Even beyond the ideological and historical inclination, the army, especially the ZANLA element, is likely to cling to Emmerson Mnangagwa, to swim or sink with him in the 2018 general elections. Hence the military is likely to step in during the electoral cycle. Interventions will be at voter registration, actual electoral campaigns in the villages, management of election results and in the event of Mnangagwa losing the first round of elections. In case of the later they will execute another coup d’état, where they will clandestinely urge Mnangagwa to hold onto state power to maintain a civilian leader as they did. Examples include Algeria, where the army stopped a second round of national elections after an electoral victory by the Islamic Salvation Front (FIS) in December 1991. We have learnt that the military elite can act independently of civilian control but never actually seizing state power yet determining the course of political events.

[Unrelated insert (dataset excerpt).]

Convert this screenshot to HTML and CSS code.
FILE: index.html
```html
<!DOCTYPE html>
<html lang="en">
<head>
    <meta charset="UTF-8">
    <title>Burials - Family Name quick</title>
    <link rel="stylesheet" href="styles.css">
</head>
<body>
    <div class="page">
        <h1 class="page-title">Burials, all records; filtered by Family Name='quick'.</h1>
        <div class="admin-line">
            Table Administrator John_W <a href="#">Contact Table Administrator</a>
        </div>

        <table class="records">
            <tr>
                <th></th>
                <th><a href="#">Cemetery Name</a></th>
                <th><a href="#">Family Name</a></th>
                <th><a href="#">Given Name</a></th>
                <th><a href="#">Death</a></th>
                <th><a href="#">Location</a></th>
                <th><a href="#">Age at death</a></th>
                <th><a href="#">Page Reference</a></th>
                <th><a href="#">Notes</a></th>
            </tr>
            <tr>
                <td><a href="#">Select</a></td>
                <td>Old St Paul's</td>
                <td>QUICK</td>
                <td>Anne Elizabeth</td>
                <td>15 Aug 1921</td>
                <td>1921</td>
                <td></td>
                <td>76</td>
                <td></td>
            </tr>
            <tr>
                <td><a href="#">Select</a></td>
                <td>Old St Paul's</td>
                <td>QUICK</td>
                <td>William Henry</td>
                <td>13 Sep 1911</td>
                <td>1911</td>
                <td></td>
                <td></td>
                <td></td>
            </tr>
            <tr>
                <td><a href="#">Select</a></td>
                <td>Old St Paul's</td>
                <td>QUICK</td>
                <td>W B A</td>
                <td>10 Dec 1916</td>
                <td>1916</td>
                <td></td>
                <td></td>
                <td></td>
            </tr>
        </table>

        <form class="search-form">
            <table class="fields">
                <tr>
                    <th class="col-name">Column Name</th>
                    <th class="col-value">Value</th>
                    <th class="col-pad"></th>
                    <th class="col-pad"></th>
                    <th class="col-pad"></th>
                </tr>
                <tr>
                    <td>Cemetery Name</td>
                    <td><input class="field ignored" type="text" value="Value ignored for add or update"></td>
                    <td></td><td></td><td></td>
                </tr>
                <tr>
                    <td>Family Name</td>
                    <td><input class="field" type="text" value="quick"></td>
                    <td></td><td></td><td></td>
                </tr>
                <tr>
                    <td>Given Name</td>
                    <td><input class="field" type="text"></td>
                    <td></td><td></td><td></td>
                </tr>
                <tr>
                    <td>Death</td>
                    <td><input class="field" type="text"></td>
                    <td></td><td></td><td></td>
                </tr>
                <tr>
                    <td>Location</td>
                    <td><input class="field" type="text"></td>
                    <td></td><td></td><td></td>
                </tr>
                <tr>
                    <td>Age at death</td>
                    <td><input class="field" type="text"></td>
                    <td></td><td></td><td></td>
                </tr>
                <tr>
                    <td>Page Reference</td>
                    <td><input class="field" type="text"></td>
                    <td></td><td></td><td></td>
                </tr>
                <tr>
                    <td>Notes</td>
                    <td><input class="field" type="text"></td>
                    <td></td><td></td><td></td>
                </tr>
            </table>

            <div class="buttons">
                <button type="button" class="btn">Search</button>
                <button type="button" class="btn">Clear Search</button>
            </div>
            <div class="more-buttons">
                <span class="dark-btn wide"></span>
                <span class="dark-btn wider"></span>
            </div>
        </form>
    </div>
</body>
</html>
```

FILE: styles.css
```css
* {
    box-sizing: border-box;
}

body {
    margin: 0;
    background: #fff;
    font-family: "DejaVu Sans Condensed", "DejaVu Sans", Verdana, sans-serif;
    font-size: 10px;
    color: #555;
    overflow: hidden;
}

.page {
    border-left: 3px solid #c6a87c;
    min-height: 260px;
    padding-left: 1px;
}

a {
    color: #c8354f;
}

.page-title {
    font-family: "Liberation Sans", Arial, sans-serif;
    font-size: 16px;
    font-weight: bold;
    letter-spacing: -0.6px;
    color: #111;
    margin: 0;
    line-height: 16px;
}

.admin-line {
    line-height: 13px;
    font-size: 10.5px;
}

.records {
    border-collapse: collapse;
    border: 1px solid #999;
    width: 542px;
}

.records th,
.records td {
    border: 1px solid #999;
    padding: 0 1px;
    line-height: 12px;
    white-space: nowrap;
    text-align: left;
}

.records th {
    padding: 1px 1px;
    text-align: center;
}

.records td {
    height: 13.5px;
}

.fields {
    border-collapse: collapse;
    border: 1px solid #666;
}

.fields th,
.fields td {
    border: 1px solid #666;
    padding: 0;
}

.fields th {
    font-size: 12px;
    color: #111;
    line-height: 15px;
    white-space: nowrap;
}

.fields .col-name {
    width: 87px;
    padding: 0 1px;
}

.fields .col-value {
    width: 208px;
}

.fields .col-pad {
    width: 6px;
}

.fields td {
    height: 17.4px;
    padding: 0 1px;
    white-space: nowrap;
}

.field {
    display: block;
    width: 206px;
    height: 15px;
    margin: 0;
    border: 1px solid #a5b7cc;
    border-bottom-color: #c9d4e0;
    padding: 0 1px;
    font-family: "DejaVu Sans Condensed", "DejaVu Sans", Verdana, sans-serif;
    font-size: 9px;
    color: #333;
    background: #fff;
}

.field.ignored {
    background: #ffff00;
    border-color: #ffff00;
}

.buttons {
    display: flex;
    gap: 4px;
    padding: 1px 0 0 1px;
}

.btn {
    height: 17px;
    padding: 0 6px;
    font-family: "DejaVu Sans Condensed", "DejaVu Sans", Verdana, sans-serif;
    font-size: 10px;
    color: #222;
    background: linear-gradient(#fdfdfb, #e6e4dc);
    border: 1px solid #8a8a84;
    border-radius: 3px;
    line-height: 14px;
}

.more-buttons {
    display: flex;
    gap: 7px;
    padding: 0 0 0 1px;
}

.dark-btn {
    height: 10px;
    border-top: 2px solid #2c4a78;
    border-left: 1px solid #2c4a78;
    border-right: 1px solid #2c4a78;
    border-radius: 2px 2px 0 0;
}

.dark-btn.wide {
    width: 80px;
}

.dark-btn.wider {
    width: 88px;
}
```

I therefore insist that the military elite are likely to support Mnangagwa to tenaciously cling on to power in the event of an electoral defeat. Why? Zimbabwe’s military elite fear prosecution having amassed businesses and prebends through state patronage since 1980. Second, some of the military elites face serious allegations of human rights abuses and mass murders of civilians. Third, stultified by decades of obeisance to the ruling party, the Zimbabwe African National Union Patriotic Front (ZANU PF), in Zimbabwe’s neo-patrimonial context, they can hardly imagine a change of context. Fourth, they believe their prebends are best defended by Mnangagwa and prospects of upward accumulation are also served best by the incumbent. Some rightly argue that the army is not a homogeneous unit but the top brass is united by fear of collective punishment, shared memory, business interests and other factors I mentioned above.

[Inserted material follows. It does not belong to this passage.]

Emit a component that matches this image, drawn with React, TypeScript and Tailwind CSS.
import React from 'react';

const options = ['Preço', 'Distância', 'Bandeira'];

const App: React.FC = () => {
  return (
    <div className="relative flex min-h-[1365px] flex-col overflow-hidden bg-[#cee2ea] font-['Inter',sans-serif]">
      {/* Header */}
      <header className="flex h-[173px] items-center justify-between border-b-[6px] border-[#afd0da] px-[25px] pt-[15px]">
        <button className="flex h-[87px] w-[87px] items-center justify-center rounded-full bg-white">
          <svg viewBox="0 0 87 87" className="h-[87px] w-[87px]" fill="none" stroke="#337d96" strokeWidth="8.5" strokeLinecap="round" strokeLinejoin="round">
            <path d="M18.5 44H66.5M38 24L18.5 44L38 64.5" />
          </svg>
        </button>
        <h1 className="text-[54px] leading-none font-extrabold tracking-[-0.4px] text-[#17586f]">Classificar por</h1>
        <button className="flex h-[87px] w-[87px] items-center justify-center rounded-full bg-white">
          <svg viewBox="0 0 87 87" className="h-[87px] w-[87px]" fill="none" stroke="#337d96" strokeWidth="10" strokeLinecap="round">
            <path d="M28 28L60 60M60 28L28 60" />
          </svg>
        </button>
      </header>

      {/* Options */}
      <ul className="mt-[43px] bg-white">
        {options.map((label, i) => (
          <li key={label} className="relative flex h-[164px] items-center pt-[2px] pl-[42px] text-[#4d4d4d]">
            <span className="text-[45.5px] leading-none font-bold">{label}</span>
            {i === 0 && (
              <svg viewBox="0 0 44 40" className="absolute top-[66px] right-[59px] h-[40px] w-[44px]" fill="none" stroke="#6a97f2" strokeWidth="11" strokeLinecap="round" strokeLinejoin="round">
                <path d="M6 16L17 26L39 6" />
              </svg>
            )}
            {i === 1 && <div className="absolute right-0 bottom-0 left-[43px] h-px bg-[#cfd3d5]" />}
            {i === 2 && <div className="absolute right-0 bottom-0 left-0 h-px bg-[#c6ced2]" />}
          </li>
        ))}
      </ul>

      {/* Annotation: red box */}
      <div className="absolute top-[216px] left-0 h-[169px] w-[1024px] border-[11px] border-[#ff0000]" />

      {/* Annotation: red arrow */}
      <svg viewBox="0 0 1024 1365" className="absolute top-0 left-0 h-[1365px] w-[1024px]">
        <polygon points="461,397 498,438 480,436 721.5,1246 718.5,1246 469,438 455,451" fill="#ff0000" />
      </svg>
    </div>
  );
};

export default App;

What about the enthusiastic junior army officers we saw on the streets during the execution of the ruthless coup? Yes they are disgruntled and not recipients of the largesse and some think corruption by the senior officials is worsening their livelihoods but they have little room to manoeuvre between now and 2018. First, the military has a hierarchical command structure. Second, the military intelligence has an effective surveillance system. Third, dissent can be punished by death even of loved ones. Fourth, SADC and international community is not paying much attention to victims of the current coup.
The non-partisan conduct of the military is an important ingredient for electoral democracy. The military is the ultimate support of Mnangagwa’s government…if they withdraw their support, if they carry out a coup against his government, or if they refuse to use manipulation and force against those who threaten to democratically change the government, ED falls.

There is need for an urgent triple alliance of opposition, civil society and citizens to ensure the military becomes non-partisan ahead of the 2018 general elections. One key demand across is for all the military generals involved in the coup to be negotiated out of their positions before the general election. There is need for a regional and or international partner to demilitarise the space and the mind for 2018 general elections to advance democracy. A sustainable strategy to apply diplomatic pressure on the military elite is a must because Zimbabwe on its own faces a herculean task. It is unfortunate the general elections are going ahead next year. Otherwise Zimbabwe could have pondered more and refined Dr Ibbo Mandaza propositions of a transitional authority.

A survey of political action across Africa indicates that in fragile transitions, interventions of the military (covert or overt) should be expected to play a major role in enabling or blocking electoral democracy. They constitute a wild card and Zimbabwe is no longer an exception!